──────── SUPPLIED DATA

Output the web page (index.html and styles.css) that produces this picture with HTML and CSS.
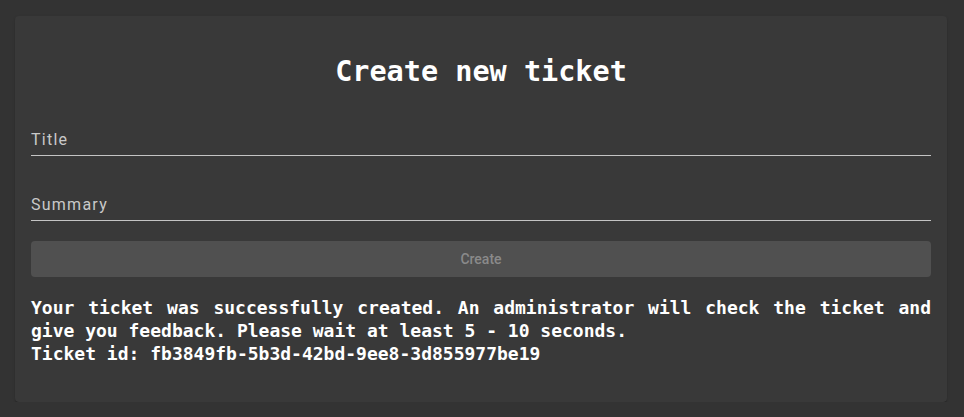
FILE: index.html
```html
<!DOCTYPE html>
<html lang="en">
<head>
<meta charset="utf-8">
<title>Create new ticket</title>
<link rel="stylesheet" href="styles.css">
</head>
<body>
<main class="card">
  <h1 class="heading">Create new ticket</h1>
  <form class="form">
    <label class="field">
      <span class="field-label">Title</span>
    </label>
    <label class="field">
      <span class="field-label">Summary</span>
    </label>
    <button type="button" class="btn" disabled>Create</button>
  </form>
  <p class="message">Your ticket was successfully created. An administrator will check the ticket and give you feedback. Please wait at least 5 - 10 seconds.<br>Ticket id: fb3849fb-5b3d-42bd-9ee8-3d855977be19</p>
</main>
</body>
</html>
```
FILE: styles.css
```css
html, body {
  margin: 0;
  padding: 0;
  background: #333333;
}
body {
  padding: 16px 17px 0 15px;
  font-family: Roboto, "Liberation Sans", sans-serif;
}
.card {
  background: #393939;
  border-radius: 4px;
  box-shadow: 0 2px 1px -1px rgba(0,0,0,0.2), 0 1px 1px 0 rgba(0,0,0,0.14), 0 1px 3px 0 rgba(0,0,0,0.12);
  padding: 16px 16px 36px;
  height: 386px;
  box-sizing: border-box;
}
.heading {
  margin: 20px 0 0;
  height: 40px;
  line-height: 40px;
  text-align: center;
  font-family: "DejaVu Sans Mono", "Liberation Mono", monospace;
  font-weight: bold;
  font-size: 28.5px;
  color: #ffffff;
}
.form {
  display: flex;
  flex-direction: column;
}
.field {
  display: block;
  padding-top: 38px;
  padding-bottom: 5px;
  border-bottom: 1px solid #c4c4c4;
}
.field + .field {
  padding-top: 39px;
}
.field-label {
  display: block;
  line-height: 20px;
  font-size: 16px;
  letter-spacing: 1.25px;
  color: #c9c9c9;
}
.btn {
  margin-top: 20px;
  height: 36px;
  padding: 0 0 1px;
  border: 0;
  border-radius: 4px;
  background: #505050;
  color: #8a8a8a;
  font-family: Roboto, "Liberation Sans", sans-serif;
  font-size: 14px;
  font-weight: 500;
}
.message {
  margin: 19px 0 0;
  font-family: "DejaVu Sans Mono", "Liberation Mono", monospace;
  font-weight: bold;
  font-size: 18px;
  line-height: 23px;
  color: #ffffff;
  text-align: justify;
}
```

────────────────

* **WHAT IS NEEDED**:
Transcribe the listing above verbatim. Omit the pictures.

* **EXERCISE RESPONSE**:
Output the web page (index.html and styles.css) that produces this picture with HTML and CSS.
FILE: index.html
```html
<!DOCTYPE html>
<html lang="en">
<head>
<meta charset="utf-8">
<title>Create new ticket</title>
<link rel="stylesheet" href="styles.css">
</head>
<body>
<main class="card">
  <h1 class="heading">Create new ticket</h1>
  <form class="form">
    <label class="field">
      <span class="field-label">Title</span>
    </label>
    <label class="field">
      <span class="field-label">Summary</span>
    </label>
    <button type="button" class="btn" disabled>Create</button>
  </form>
  <p class="message">Your ticket was successfully created. An administrator will check the ticket and give you feedback. Please wait at least 5 - 10 seconds.<br>Ticket id: fb3849fb-5b3d-42bd-9ee8-3d855977be19</p>
</main>
</body>
</html>
```
FILE: styles.css
```css
html, body {
  margin: 0;
  padding: 0;
  background: #333333;
}
body {
  padding: 16px 17px 0 15px;
  font-family: Roboto, "Liberation Sans", sans-serif;
}
.card {
  background: #393939;
  border-radius: 4px;
  box-shadow: 0 2px 1px -1px rgba(0,0,0,0.2), 0 1px 1px 0 rgba(0,0,0,0.14), 0 1px 3px 0 rgba(0,0,0,0.12);
  padding: 16px 16px 36px;
  height: 386px;
  box-sizing: border-box;
}
.heading {
  margin: 20px 0 0;
  height: 40px;
  line-height: 40px;
  text-align: center;
  font-family: "DejaVu Sans Mono", "Liberation Mono", monospace;
  font-weight: bold;
  font-size: 28.5px;
  color: #ffffff;
}
.form {
  display: flex;
  flex-direction: column;
}
.field {
  display: block;
  padding-top: 38px;
  padding-bottom: 5px;
  border-bottom: 1px solid #c4c4c4;
}
.field + .field {
  padding-top: 39px;
}
.field-label {
  display: block;
  line-height: 20px;
  font-size: 16px;
  letter-spacing: 1.25px;
  color: #c9c9c9;
}
.btn {
  margin-top: 20px;
  height: 36px;
  padding: 0 0 1px;
  border: 0;
  border-radius: 4px;
  background: #505050;
  color: #8a8a8a;
  font-family: Roboto, "Liberation Sans", sans-serif;
  font-size: 14px;
  font-weight: 500;
}
.message {
  margin: 19px 0 0;
  font-family: "DejaVu Sans Mono", "Liberation Mono", monospace;
  font-weight: bold;
  font-size: 18px;
  line-height: 23px;
  color: #ffffff;
  text-align: justify;
}
```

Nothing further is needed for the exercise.